О своем нравственном и физическом состоянии в то время Куприн пишет:
«К середине 19-го года мы все, обыватели, незаметно впадали в тихое равнодушие, в усталую сонливость. Умирали не от голода, а от постоянного недоедания. Смотришь, бывало, в трамвае примостился в уголку утлый преждевременный старичок и тихо заснул с покорной улыбкой на иссохших губах. Станция. Время выходить. Подходит к нему кондукторша, а он мертв. Так мы и засыпали на полпути у стен домов, на скамеечках в скверах.
Как я проклинал тогда этот корнеплод, этот чертов клубень — картофель. Бывало, нароешь его целое ведро и отнесешь для просушки на чердак. А потом сидишь на крыльце, ловишь разинутым ртом воздух, как рыба на берегу, глаза косят, и все идет кругом от скверного головокружения, а под подбородком надувается огромная гуля: нервы никуда не годятся…
Днем гатчинские улицы бывали совершенно пусты».
Но, несмотря на тяжелый быт и свою обиду, мой отец ни минуты не думал об отъезде за границу. Он подтверждает это позднее:
«…Доходили до нас слухи о возможности бежать из России различными путями. Были и счастливые примеры, и соблазны. Хватило бы и денег. Но сам не понимаю что: обостренная ли любовь и жалость к родине, наша ли общая ненависть к массовой толкотне и страх перед нею или усталость, или темная вера в фатум — сделали нас послушными течению случайностей; мы решили не делать попыток к бегству.

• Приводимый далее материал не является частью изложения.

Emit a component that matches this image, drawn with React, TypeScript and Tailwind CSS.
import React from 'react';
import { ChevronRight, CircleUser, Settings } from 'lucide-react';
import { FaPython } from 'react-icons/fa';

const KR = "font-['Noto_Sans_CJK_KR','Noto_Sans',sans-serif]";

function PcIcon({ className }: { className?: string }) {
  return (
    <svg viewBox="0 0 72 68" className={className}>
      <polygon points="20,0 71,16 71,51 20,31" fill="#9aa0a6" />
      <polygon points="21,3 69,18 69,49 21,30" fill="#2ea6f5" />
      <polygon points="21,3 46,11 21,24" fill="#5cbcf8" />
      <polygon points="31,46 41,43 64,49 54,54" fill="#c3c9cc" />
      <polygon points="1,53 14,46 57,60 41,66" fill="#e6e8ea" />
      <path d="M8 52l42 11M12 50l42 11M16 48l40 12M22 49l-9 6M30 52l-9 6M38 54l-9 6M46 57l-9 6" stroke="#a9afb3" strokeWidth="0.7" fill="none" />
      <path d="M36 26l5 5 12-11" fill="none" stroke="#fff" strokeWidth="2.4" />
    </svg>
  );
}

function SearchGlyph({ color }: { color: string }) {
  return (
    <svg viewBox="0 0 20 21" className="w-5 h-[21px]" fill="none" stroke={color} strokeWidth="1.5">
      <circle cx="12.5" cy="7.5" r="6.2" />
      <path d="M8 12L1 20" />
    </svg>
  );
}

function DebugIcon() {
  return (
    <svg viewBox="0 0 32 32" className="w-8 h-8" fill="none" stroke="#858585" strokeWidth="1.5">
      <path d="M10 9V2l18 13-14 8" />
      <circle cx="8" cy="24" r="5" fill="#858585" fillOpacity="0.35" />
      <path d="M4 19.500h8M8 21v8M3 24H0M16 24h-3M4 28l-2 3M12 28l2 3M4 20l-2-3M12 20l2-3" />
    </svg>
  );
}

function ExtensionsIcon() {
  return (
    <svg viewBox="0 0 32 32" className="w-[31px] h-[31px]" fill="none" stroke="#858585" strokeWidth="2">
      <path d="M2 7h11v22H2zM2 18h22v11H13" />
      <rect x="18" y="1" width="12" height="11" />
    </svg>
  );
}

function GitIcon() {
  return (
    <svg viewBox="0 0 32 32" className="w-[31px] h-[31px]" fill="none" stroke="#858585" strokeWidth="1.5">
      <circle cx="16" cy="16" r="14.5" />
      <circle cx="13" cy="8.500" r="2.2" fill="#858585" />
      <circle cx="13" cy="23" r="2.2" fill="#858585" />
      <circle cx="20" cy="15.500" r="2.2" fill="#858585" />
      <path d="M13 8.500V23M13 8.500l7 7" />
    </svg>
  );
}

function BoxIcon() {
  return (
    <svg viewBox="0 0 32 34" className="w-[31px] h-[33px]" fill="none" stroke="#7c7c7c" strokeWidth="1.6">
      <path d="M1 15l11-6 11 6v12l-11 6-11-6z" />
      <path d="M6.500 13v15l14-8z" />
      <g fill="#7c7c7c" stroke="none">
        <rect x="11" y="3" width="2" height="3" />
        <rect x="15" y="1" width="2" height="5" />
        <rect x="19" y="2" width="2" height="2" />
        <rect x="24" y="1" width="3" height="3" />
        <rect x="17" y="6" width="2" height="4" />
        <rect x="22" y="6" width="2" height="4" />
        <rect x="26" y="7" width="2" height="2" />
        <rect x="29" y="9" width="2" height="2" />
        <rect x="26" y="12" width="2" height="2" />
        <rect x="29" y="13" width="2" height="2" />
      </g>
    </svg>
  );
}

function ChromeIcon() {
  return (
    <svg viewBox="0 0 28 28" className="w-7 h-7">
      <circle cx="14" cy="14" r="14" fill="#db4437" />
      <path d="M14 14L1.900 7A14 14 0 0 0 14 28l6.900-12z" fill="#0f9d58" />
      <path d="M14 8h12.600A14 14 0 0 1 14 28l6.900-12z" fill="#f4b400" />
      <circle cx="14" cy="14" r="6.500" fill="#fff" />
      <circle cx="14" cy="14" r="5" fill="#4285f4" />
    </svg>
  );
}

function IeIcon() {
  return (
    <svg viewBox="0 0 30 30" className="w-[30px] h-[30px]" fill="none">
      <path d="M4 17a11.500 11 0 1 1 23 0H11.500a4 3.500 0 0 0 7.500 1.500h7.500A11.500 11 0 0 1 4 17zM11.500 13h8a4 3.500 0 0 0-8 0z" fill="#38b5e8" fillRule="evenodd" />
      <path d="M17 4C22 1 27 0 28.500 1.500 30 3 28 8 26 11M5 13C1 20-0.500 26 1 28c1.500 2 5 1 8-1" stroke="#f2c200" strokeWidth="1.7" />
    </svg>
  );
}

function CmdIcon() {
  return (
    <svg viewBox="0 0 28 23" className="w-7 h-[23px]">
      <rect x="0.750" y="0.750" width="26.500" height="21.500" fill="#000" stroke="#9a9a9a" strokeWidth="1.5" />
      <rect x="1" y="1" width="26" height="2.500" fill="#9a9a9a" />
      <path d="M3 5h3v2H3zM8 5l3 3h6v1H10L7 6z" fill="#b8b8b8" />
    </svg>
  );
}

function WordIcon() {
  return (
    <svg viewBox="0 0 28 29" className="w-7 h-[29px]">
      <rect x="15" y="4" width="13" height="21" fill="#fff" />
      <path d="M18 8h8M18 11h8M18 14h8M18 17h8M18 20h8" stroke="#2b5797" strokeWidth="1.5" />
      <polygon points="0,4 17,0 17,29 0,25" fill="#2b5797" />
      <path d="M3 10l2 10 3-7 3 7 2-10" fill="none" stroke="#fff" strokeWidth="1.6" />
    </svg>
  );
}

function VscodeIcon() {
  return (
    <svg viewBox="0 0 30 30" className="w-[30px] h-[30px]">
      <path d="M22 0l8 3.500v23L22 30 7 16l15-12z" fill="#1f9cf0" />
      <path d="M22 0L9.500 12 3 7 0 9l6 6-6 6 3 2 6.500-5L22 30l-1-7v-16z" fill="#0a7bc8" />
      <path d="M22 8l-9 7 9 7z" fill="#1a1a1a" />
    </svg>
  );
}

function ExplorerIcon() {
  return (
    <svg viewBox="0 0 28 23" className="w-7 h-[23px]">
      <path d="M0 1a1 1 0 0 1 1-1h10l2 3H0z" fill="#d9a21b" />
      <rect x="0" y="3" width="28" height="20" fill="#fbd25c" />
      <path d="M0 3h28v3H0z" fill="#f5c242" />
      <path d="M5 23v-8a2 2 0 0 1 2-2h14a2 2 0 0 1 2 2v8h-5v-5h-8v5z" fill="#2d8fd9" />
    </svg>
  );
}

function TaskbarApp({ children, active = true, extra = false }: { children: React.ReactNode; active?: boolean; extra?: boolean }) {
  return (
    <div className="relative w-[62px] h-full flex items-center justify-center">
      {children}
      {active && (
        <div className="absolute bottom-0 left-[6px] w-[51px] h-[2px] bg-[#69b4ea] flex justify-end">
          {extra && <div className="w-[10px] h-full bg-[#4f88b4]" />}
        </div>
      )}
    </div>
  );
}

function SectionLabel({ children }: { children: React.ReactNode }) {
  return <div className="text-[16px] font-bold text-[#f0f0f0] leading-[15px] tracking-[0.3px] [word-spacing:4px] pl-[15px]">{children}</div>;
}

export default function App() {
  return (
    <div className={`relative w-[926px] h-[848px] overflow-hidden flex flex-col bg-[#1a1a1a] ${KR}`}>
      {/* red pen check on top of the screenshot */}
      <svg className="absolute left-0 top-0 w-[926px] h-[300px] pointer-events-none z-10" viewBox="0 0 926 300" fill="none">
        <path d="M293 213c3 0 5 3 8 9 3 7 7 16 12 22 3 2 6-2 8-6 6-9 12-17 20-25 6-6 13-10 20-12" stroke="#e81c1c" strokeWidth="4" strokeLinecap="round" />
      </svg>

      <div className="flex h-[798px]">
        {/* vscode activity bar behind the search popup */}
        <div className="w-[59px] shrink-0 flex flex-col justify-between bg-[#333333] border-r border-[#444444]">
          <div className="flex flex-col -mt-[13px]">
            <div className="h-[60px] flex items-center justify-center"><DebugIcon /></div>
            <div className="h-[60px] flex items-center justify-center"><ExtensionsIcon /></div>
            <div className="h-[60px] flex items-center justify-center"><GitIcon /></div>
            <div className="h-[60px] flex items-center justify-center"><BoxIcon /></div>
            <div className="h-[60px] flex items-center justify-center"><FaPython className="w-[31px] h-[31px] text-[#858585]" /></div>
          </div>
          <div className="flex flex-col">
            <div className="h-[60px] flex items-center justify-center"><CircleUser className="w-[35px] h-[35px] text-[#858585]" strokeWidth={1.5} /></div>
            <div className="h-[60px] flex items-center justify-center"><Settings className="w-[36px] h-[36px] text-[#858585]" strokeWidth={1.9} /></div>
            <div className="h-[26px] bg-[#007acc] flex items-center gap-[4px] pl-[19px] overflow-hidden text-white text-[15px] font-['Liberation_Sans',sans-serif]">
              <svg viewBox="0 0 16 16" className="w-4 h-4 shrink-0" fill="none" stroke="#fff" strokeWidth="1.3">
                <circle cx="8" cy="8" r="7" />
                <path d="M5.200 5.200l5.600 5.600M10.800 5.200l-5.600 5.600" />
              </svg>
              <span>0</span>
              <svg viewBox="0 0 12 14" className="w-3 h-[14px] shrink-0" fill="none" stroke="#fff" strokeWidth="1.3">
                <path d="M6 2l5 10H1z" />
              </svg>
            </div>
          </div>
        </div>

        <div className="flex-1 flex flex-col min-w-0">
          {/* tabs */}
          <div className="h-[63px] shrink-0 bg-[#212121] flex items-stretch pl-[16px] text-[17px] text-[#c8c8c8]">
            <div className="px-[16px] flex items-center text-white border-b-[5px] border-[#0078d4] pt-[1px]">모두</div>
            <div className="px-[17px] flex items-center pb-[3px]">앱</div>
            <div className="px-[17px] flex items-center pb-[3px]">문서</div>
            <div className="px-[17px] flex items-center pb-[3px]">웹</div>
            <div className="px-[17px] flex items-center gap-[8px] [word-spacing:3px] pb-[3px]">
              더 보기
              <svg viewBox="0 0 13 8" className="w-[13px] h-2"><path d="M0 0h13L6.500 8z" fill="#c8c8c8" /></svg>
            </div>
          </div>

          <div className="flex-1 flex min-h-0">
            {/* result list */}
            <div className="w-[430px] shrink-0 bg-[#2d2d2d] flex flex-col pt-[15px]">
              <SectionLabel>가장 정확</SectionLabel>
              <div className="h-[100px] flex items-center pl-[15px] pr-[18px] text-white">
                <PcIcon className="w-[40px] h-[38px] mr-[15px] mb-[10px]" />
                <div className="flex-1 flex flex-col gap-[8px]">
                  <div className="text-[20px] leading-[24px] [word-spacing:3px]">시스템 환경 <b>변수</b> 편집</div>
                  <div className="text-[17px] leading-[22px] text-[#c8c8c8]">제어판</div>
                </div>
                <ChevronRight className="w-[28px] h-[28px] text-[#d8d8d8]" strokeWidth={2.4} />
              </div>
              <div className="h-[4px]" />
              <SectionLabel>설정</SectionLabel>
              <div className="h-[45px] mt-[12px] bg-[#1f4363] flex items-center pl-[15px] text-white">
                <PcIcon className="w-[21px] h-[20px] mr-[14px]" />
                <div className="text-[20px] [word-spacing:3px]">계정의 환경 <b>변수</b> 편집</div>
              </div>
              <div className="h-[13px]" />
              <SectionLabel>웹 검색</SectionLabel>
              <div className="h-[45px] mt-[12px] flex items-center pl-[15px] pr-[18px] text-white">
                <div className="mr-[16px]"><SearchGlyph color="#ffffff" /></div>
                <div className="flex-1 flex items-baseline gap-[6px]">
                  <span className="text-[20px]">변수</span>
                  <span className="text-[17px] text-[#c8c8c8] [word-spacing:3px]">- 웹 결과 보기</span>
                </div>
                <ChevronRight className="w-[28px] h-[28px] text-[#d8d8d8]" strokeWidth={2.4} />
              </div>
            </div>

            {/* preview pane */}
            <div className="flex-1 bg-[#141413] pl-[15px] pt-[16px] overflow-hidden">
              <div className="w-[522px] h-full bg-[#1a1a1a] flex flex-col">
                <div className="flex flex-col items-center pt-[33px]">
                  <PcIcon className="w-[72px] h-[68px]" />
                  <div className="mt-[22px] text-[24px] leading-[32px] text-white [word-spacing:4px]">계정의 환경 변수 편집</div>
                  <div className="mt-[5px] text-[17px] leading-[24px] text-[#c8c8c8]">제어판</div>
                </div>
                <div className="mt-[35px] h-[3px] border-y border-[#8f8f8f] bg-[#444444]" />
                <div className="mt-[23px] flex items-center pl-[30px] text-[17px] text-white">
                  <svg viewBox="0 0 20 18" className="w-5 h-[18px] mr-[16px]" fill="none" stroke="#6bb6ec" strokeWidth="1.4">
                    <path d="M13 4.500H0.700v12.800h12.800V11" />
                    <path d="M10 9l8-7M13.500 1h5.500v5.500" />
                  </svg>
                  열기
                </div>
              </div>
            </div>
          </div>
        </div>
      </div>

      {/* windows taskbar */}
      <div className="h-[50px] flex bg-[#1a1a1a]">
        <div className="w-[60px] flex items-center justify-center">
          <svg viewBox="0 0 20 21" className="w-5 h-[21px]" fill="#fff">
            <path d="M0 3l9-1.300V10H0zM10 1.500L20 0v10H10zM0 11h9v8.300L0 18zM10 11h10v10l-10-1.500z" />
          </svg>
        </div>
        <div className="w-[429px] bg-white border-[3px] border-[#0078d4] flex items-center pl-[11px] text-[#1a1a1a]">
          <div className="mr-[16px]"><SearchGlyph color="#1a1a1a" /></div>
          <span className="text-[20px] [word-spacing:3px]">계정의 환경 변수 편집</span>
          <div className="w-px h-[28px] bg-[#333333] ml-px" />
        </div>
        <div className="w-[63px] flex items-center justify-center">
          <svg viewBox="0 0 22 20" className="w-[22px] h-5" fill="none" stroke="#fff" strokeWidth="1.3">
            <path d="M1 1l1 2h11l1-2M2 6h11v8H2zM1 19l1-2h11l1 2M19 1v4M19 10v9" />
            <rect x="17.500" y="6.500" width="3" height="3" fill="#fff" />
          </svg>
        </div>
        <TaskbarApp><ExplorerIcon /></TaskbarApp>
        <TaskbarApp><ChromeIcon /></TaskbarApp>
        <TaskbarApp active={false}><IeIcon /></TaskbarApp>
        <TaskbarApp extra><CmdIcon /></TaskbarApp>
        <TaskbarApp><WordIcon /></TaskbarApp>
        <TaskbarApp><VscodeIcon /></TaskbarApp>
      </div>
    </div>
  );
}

Кроме того, мы, голодные, босые, голые, сердечно жалели эмигрантов. „Безумцы, — думали мы, — на кой прах нужны вы в теперешнее время за границей, не имея ни малейшей духовной опоры в своей родине? Куда вас, дурачков, занесли страх и мнительность?“
И никогда им не завидовали. Представляли их себе вроде гордых нищих, запоздало плачущих по ночам о далеком, милом, невозвратном отчем доме и грызущих пальцы».
В октябре 1919 года армия генерала Юденича перешла в наступление на Нарвском направлении и рвалась к Петрограду.
Поползли всевозможные тревожные слухи.
Вот что писал сам Куприн о своем последнем дне в Советской России:
«Встал я, по обыкновению, часов около семи, на рассвете, обещавшем погожий солнечный день, и, пока домашние спали, потихоньку налаживал самовар.
Этому мирному искусству — не в похвалу будь мне сказано — я обучился всего год назад, однако скоро постиг, что в нем есть своя тихая, уютная прелесть.